The promise is strong. The proof will depend on real systems, thermals, software support, drivers, model performance, and whether developers can actually get the most out of the hardware.

The Bigger Story: AMD Is Building Around Trust

What makes all of this interesting is how connected the pieces are.

AM5 support through 2029 keeps enthusiasts and gamers inside the Ryzen ecosystem. The AM4 anniversary chip reminds buyers that AMD has already delivered long socket life before. Ryzen 7 7700X3D gives AM5 users another practical gaming upgrade. Ryzen AI PRO brings AI acceleration into AM5 desktops. Ryzen PRO X3D pushes commercial workstations harder. Ryzen AI Max PRO stretches toward local AI systems with much larger memory pools.

That is not a random set of announcements. It is a platform strategy.

AMD is trying to make Ryzen feel like a family that can scale from a gaming desktop to a business PC to a workstation to a local AI development box. More importantly, it is trying to make buyers feel like the platform they choose today will still be useful tomorrow.

That is a powerful message in 2026 because consumers are tired of churn. Nobody wants to buy a new motherboard just because the next CPU generation moved the goalposts. Nobody wants to rebuild an entire PC because one part aged out. Nobody wants “future-ready” to mean “replace everything soon.”

AMD is giving buyers a simpler pitch: build once, upgrade longer, and stay on the platform.

What Still Needs to Be Proven

There are still questions.

First, AM5 support through 2029 does not automatically mean every older AM5 motherboard will be ideal for every future Ryzen processor. Board vendors, BIOS updates, power delivery, chipset limitations, and OEM support will still determine how smooth the upgrade path really feels.

Second, pricing will matter. A long-lived socket helps only if the upgrade options remain attractive. If future CPUs, motherboards, or memory kits become too expensive, the platform story weakens.
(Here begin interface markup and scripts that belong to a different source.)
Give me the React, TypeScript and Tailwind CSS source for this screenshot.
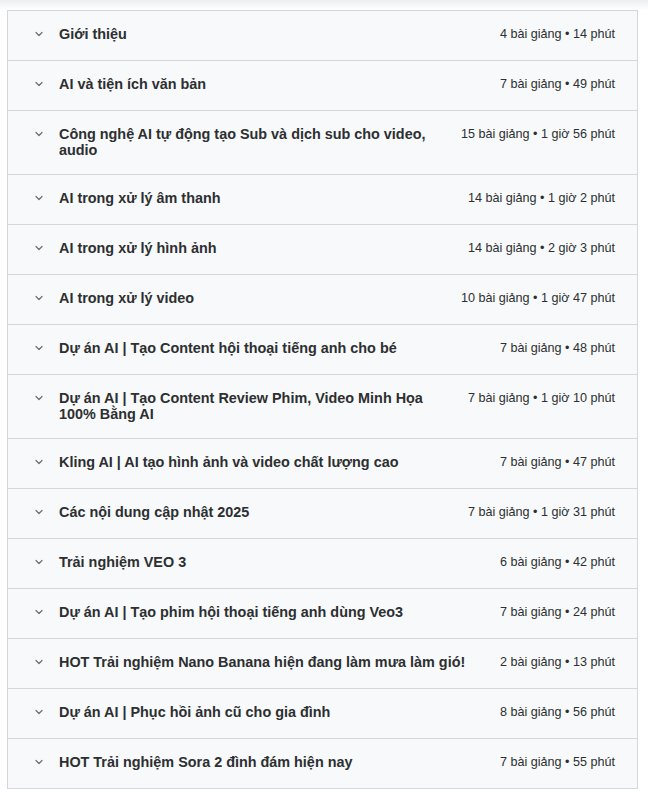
import React from "react";

interface Section {
  title: string;
  meta: string;
}

const sections: Section[] = [
  { title: "Giới thiệu", meta: "4 bài giảng • 14 phút" },
  { title: "AI và tiện ích văn bản", meta: "7 bài giảng • 49 phút" },
  { title: "Công nghệ AI tự động tạo Sub và dịch sub cho video, audio", meta: "15 bài giảng • 1 giờ 56 phút" },
  { title: "AI trong xử lý âm thanh", meta: "14 bài giảng • 1 giờ 2 phút" },
  { title: "AI trong xử lý hình ảnh", meta: "14 bài giảng • 2 giờ 3 phút" },
  { title: "AI trong xử lý video", meta: "10 bài giảng • 1 giờ 47 phút" },
  { title: "Dự án AI | Tạo Content hội thoại tiếng anh cho bé", meta: "7 bài giảng • 48 phút" },
  { title: "Dự án AI | Tạo Content Review Phim, Video Minh Họa 100% Bằng AI", meta: "7 bài giảng • 1 giờ 10 phút" },
  { title: "Kling AI | AI tạo hình ảnh và video chất lượng cao", meta: "7 bài giảng • 47 phút" },
  { title: "Các nội dung cập nhật 2025", meta: "7 bài giảng • 1 giờ 31 phút" },
  { title: "Trải nghiệm VEO 3", meta: "6 bài giảng • 42 phút" },
  { title: "Dự án AI | Tạo phim hội thoại tiếng anh dùng Veo3", meta: "7 bài giảng • 24 phút" },
  { title: "HOT Trải nghiệm Nano Banana hiện đang làm mưa làm gió!", meta: "2 bài giảng • 13 phút" },
  { title: "Dự án AI | Phục hồi ảnh cũ cho gia đình", meta: "8 bài giảng • 56 phút" },
  { title: "HOT Trải nghiệm Sora 2 đình đám hiện nay", meta: "7 bài giảng • 55 phút" },
];

const Chevron = () => (
  <svg width="10" height="10" viewBox="0 0 10 10" fill="none" className="text-[#6a6f73]">
    <path d="M2 3.5 L5 6.5 L8 3.5" stroke="currentColor" strokeWidth="1.2" strokeLinecap="round" strokeLinejoin="round" />
  </svg>
);

export default function App() {
  return (
    <div className="min-h-[796px] w-[648px] bg-white font-['Liberation_Sans',Arial,sans-serif] text-[#2d2f31]">
      <div className="h-[10px] bg-gradient-to-b from-[#eceef1] to-white" />
      <div className="ml-[7px] w-[631px] border-x border-[#d1d7dc]">
        {sections.map((s) => (
          <div
            key={s.title}
            className="flex items-start border-y border-[#d1d7dc] -mb-px bg-[#f7f9fa] pl-[26px] pr-[22px] pt-[14px] pb-[16px]"
          >
            <div className="flex h-[18px] w-[10px] shrink-0 items-center">
              <Chevron />
            </div>
            <div className="ml-[15px] flex-1 pr-6 text-[14.4px] font-bold leading-[16px] pt-px">
              {s.title}
            </div>
            <div className="shrink-0 text-[12.6px] leading-[19px] whitespace-nowrap">{s.meta}</div>
          </div>
        ))}
      </div>
    </div>
  );
}
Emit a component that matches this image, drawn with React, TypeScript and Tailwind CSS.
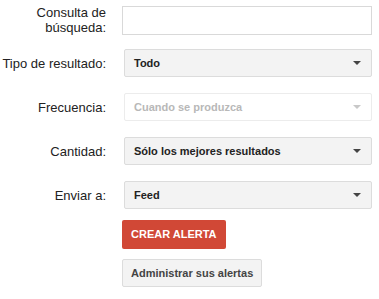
import { ReactNode } from "react";

function Caret({ faded }: { faded?: boolean }) {
  return (
    <svg width="8" height="4" viewBox="0 0 8 4" className="shrink-0">
      <path d="M0 0h8L4 4z" fill={faded ? "#c8c8c8" : "#444"} />
    </svg>
  );
}

function Row({ label, children, className = "" }: { label: ReactNode; children: ReactNode; className?: string }) {
  return (
    <div className={`flex items-center ${className}`}>
      <div className="w-[106px] shrink-0 text-right text-[13px] leading-[15px] text-[#222]">{label}</div>
      <div className="ml-[18px] flex-1">{children}</div>
    </div>
  );
}

function Select({ value, disabled }: { value: string; disabled?: boolean }) {
  return (
    <div
      className={`flex h-[28px] items-center justify-between rounded-[2px] border pl-[9px] pr-[10px] text-[11px] font-bold ${
        disabled ? "border-[#ececec] bg-white text-[#b8b8b8]" : "border-[#dcdcdc] bg-[#f3f3f3] text-[#222]"
      }`}
    >
      <span>{value}</span>
      <Caret faded={disabled} />
    </div>
  );
}

export default function App() {
  return (
    <div className="h-[299px] w-[379px] bg-white pr-[7px] pt-[5px] font-['Liberation_Sans',Arial,sans-serif]">
      <Row label={<>Consulta de<br />búsqueda:</>}>
        <div className="-ml-[2px] mt-[1px] h-[29px] border border-[#d9d9d9] bg-white" />
      </Row>
      <Row label="Tipo de resultado:" className="mt-[14px]">
        <Select value="Todo" />
      </Row>
      <Row label="Frecuencia:" className="mt-[16px]">
        <Select value="Cuando se produzca" disabled />
      </Row>
      <Row label="Cantidad:" className="mt-[16px]">
        <Select value="Sólo los mejores resultados" />
      </Row>
      <Row label="Enviar a:" className="mt-[16px]">
        <Select value="Feed" />
      </Row>
      <div className="ml-[122px] mt-[11px] flex flex-col items-start gap-[10px]">
        <button className="h-[29px] rounded-[2px] bg-[#d14836] px-[9px] text-[11px] font-bold text-white">
          CREAR ALERTA
        </button>
        <button className="h-[28px] rounded-[2px] border border-[#dcdcdc] bg-[#f3f3f3] px-[8px] text-[11px] font-bold text-[#444]">
          Administrar sus alertas
        </button>
      </div>
    </div>
  );
}
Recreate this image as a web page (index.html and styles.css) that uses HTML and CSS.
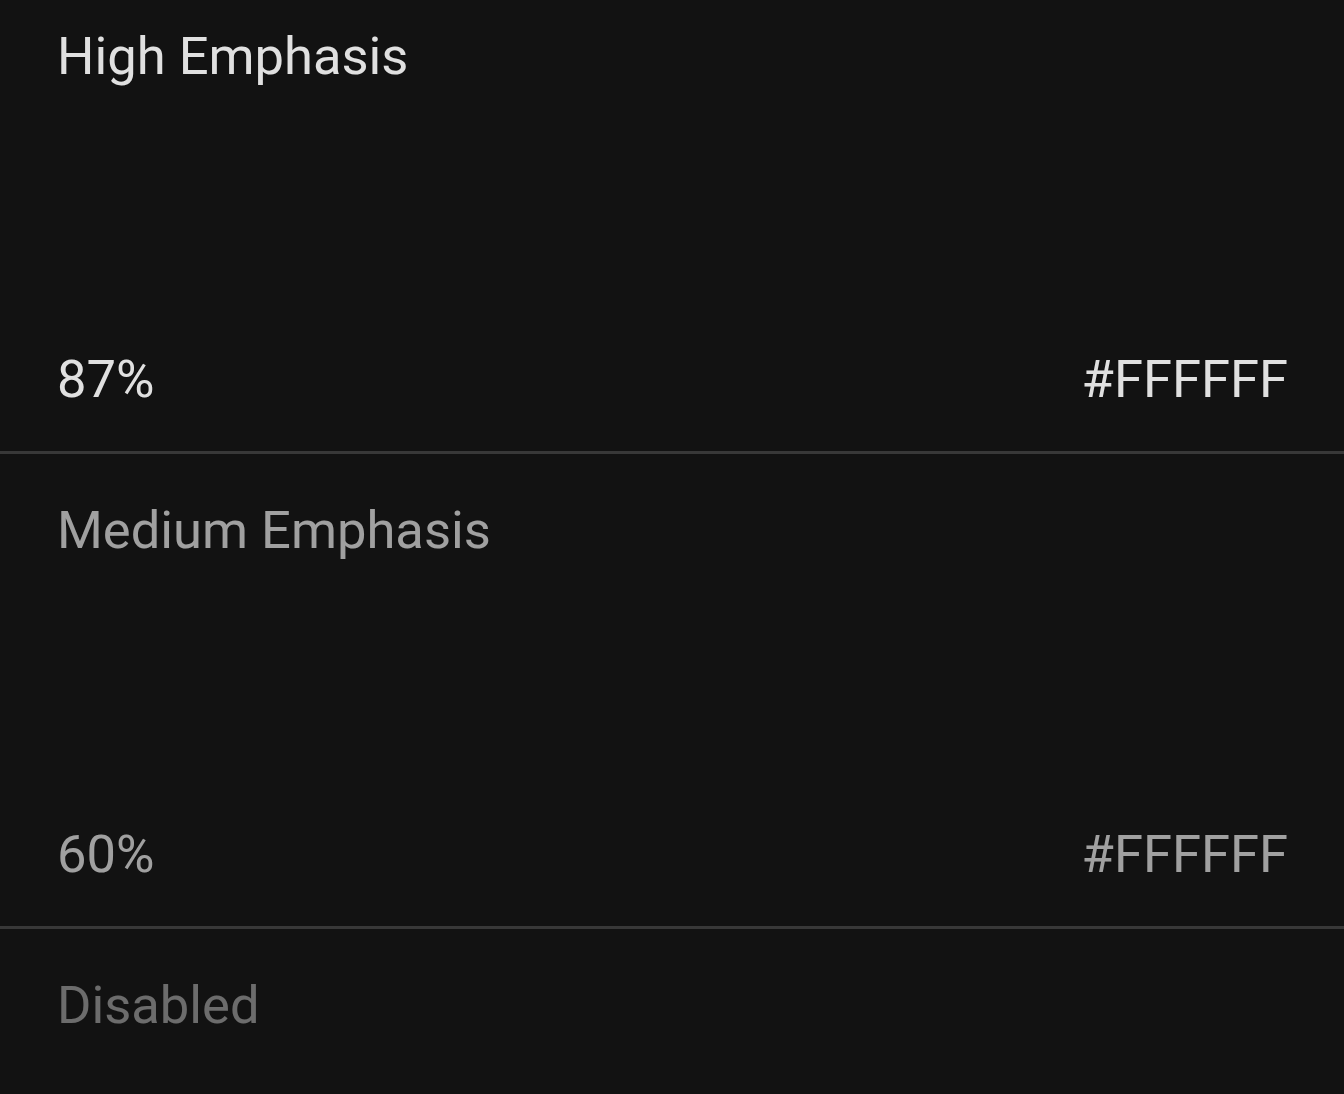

Third, Ryzen AI PRO desktops need software that actually uses the NPU in meaningful ways. Dedicated AI hardware is useful only when applications, enterprise tools, and Windows features can take advantage of it consistently.

Fourth, Ryzen AI Max PRO needs real-world local AI testing. Large unified memory is exciting, but buyers will want to see token throughput, model compatibility, thermal behavior, and workstation reliability before treating these systems as true alternatives to Nvidia-heavy AI rigs or Apple’s Mac Studio class.

Bottom Line

AMD’s latest CPU moves feel unusually consumer-friendly for the current PC market. Socket AM5 support through 2029 gives desktop buyers a stronger reason to trust the platform. AM4’s 10-year milestone gives AMD credibility. New X3D options keep gamers interested. Ryzen AI PRO on AM5 brings AI acceleration into desktop systems. Ryzen PRO X3D and Ryzen AI Max PRO push AMD deeper into workstation and local AI territory.

The result is a broader and more confident AMD story. This is not just about chasing Intel in desktops, Apple in unified memory, or Nvidia in AI hardware. It is about making Ryzen feel like a long-term platform instead of a one-generation purchase.

For consumers, that is the real win. AMD is not only giving us strong CPUs. It is giving us a platform that feels like it respects the money already sitting inside our PCs.